Forse non tutti sanno che l’industria della moda è la seconda più inquinante dopo l’industria petrolifera. Il forte impatto ambientale e sociale si verifica in tutte le fasi di vita del prodotto: dall’approvvigionamento delle materie prime, alla produzione, al consumo, fino allo smaltimento finale. La copertura mediatica che ha ricevuto questa tematica nel corso degli ultimi decenni ha fatto sì che le aziende acquisissero una sempre maggiore coscienza, favorendo la ricerca e l’innovazione. Ciò ha portato allo sviluppo e all’introduzione sul mercato di tessuti sostenibili realizzati con materiali ormai giunti a fine vita che, invece di essere smaltiti, vengono recuperati e rigenerati.

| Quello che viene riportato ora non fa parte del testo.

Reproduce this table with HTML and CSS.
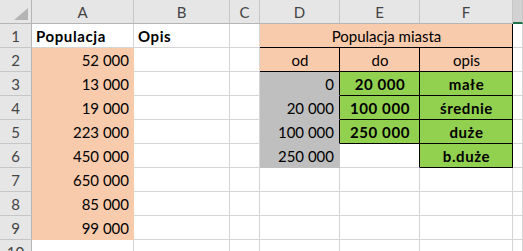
FILE: index.html
```html
<!DOCTYPE html>
<html lang="pl">
<head>
    <meta charset="UTF-8">
    <title>Populacja miasta</title>
    <link rel="stylesheet" href="styles.css">
</head>
<body>
    <div class="sheet">
        <!-- column headers -->
        <div class="hd corner">
            <svg width="14" height="12" viewBox="0 0 14 12"><polygon points="14,0 14,12 0,12" fill="#b4b4b4"/></svg>
        </div>
        <div class="hd">A</div>
        <div class="hd">B</div>
        <div class="hd">C</div>
        <div class="hd">D</div>
        <div class="hd">E</div>
        <div class="hd">F</div>
        <div class="hd active"></div>

        <!-- row 1 -->
        <div class="rh">1</div>
        <div class="c b">Populacja</div>
        <div class="c b">Opis</div>
        <div class="c"></div>
        <div class="c peach ctr dark-r dark-b span3">Populacja miasta</div>
        <div class="c"></div>

        <!-- row 2 -->
        <div class="rh">2</div>
        <div class="c peach r">52 000</div>
        <div class="c"></div>
        <div class="c"></div>
        <div class="c peach ctr dark-r dark-b">od</div>
        <div class="c peach ctr dark-r dark-b">do</div>
        <div class="c peach ctr dark-r dark-b">opis</div>
        <div class="c"></div>

        <!-- row 3 -->
        <div class="rh">3</div>
        <div class="c peach r">13 000</div>
        <div class="c"></div>
        <div class="c"></div>
        <div class="c grey r num dark-r">0</div>
        <div class="c green ctr b dark-r dark-b">20 000</div>
        <div class="c green ctr b dark-r dark-b">małe</div>
        <div class="c"></div>

        <!-- row 4 -->
        <div class="rh">4</div>
        <div class="c peach r">19 000</div>
        <div class="c"></div>
        <div class="c"></div>
        <div class="c grey r num dark-r">20 000</div>
        <div class="c green ctr b dark-r dark-b">100 000</div>
        <div class="c green ctr b dark-r dark-b">średnie</div>
        <div class="c"></div>

        <!-- row 5 -->
        <div class="rh">5</div>
        <div class="c peach r">223 000</div>
        <div class="c"></div>
        <div class="c"></div>
        <div class="c grey r num dark-r">100 000</div>
        <div class="c green ctr b dark-r dark-b">250 000</div>
        <div class="c green ctr b dark-r dark-b">duże</div>
        <div class="c"></div>

        <!-- row 6 -->
        <div class="rh">6</div>
        <div class="c peach r">450 000</div>
        <div class="c"></div>
        <div class="c"></div>
        <div class="c grey r num">250 000</div>
        <div class="c dark-r"></div>
        <div class="c green ctr b dark-r dark-b">b.duże</div>
        <div class="c"></div>

        <!-- row 7 -->
        <div class="rh">7</div>
        <div class="c peach r">650 000</div>
        <div class="c"></div><div class="c"></div><div class="c"></div>
        <div class="c"></div><div class="c"></div><div class="c"></div>

        <!-- row 8 -->
        <div class="rh">8</div>
        <div class="c peach r">85 000</div>
        <div class="c"></div><div class="c"></div><div class="c"></div>
        <div class="c"></div><div class="c"></div><div class="c"></div>

        <!-- row 9 -->
        <div class="rh">9</div>
        <div class="c peach r">99 000</div>
        <div class="c"></div><div class="c"></div><div class="c"></div>
        <div class="c"></div><div class="c"></div><div class="c"></div>

        <!-- row 10, cut by the window -->
        <div class="rh">10</div>
        <div class="c"></div><div class="c"></div><div class="c"></div>
        <div class="c"></div><div class="c"></div><div class="c"></div>
        <div class="c"></div>
    </div>
</body>
</html>
```

FILE: styles.css
```css
* {
    margin: 0;
    padding: 0;
    box-sizing: border-box;
}

body {
    width: 523px;
    height: 251px;
    overflow: hidden;
    background: #fff;
    font-family: Lato, "Open Sans", sans-serif;
    font-size: 15px;
    color: #000;
}

/* spreadsheet grid: row header, A..F, and a bit of G */
.sheet {
    display: grid;
    grid-template-columns: 32px 102px 96px 30px 80px 80px 93px 1fr;
    grid-template-rows: repeat(10, 24px) 11px;
}

.hd,
.rh,
.c {
    display: flex;
    align-items: center;
    line-height: 18px;
    white-space: nowrap;
    overflow: hidden;
    border-right: 1px solid #d4d4d4;
    border-bottom: 1px solid #d4d4d4;
}

/* headers */
.hd {
    justify-content: center;
    background: #e6e6e6;
    color: #444;
    border-right-color: #c6c6c6;
    border-bottom-color: #b5b5b5;
}

.hd.corner {
    justify-content: flex-end;
    align-items: flex-end;
    padding: 0 3px 3px 0;
    border-right-color: #b5b5b5;
}

.hd.active {
    background: #d2d2d2;
    border-bottom: 2px solid #217346;
}

.rh {
    justify-content: center;
    background: #e6e6e6;
    color: #444;
    border-right-color: #b5b5b5;
    border-bottom-color: #c6c6c6;
}

/* last row only shows its top part */
.sheet > :nth-last-child(-n+8) {
    align-items: flex-start;
    padding-top: 3px;
    border-bottom: none;
}

/* cells */
.c {
    padding: 1px 3px 0 4px;
}

.c.r {
    justify-content: flex-end;
    padding-right: 4px;
}

.c.num {
    padding-right: 5px;
}

.c.ctr {
    justify-content: center;
}

.c.b {
    font-weight: bold;
    letter-spacing: 0.6px;
}

.span3 {
    grid-column: span 3;
}

/* fills hide the gridlines under them */
.peach {
    background: #f8cbad;
    border-color: #f8cbad;
}

.green {
    background: #92d050;
    border-color: #92d050;
}

.grey {
    background: #bfbfbf;
    border-color: #bfbfbf;
}

/* thin black table borders */
.dark-r {
    border-right-color: #000;
}

.dark-b {
    border-bottom-color: #000;
}
```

Tra questi tessuti innovativi troviamo ad esempio l’Orange Fiber, un tessuto di alta qualità composto da seta e acetato di agrumi, ottenuto dalla lavorazione del sottoprodotto dell’industria agrumicola. Anche dagli aminoacidi proteici derivati dalla caseina estratta dagli scarti del latte è possibile ricavare un filato pregiato, estremamente morbido e setoso, naturalmente antibatterico e termoregolatore. Invece, da una particolare proteina estratta dagli scarti di soia è possibile ricavare la Soybean Protein Fiber, una fibra tessile con cui si ottengono tessuti morbidi, permeabili all’aria e all’umidità. Dalla lavorazione dello zucchero degli scarti di mais è possibile ricavare un tessuto chiamato Corn Fiber, composto da acido poliattico, un polimero che produce tessuti resistenti all’umidità, al calore e traspirante. Altro tessuto riciclato è il NewLife, una fibra tessile sintetica creata con bottiglie di plastica riciclata. Un nylon ecologico che sfrutta risorse esistenti e abbondanti come la plastica, per ottenere una fibra ecologica, di alta qualità, e prodotta in modo sostenibile.

Una buona raccolta differenziata contribuisce a facilitare il recupero dei rifiuti e, quindi, a ridurre il loro smaltimento prolungando la loro vita.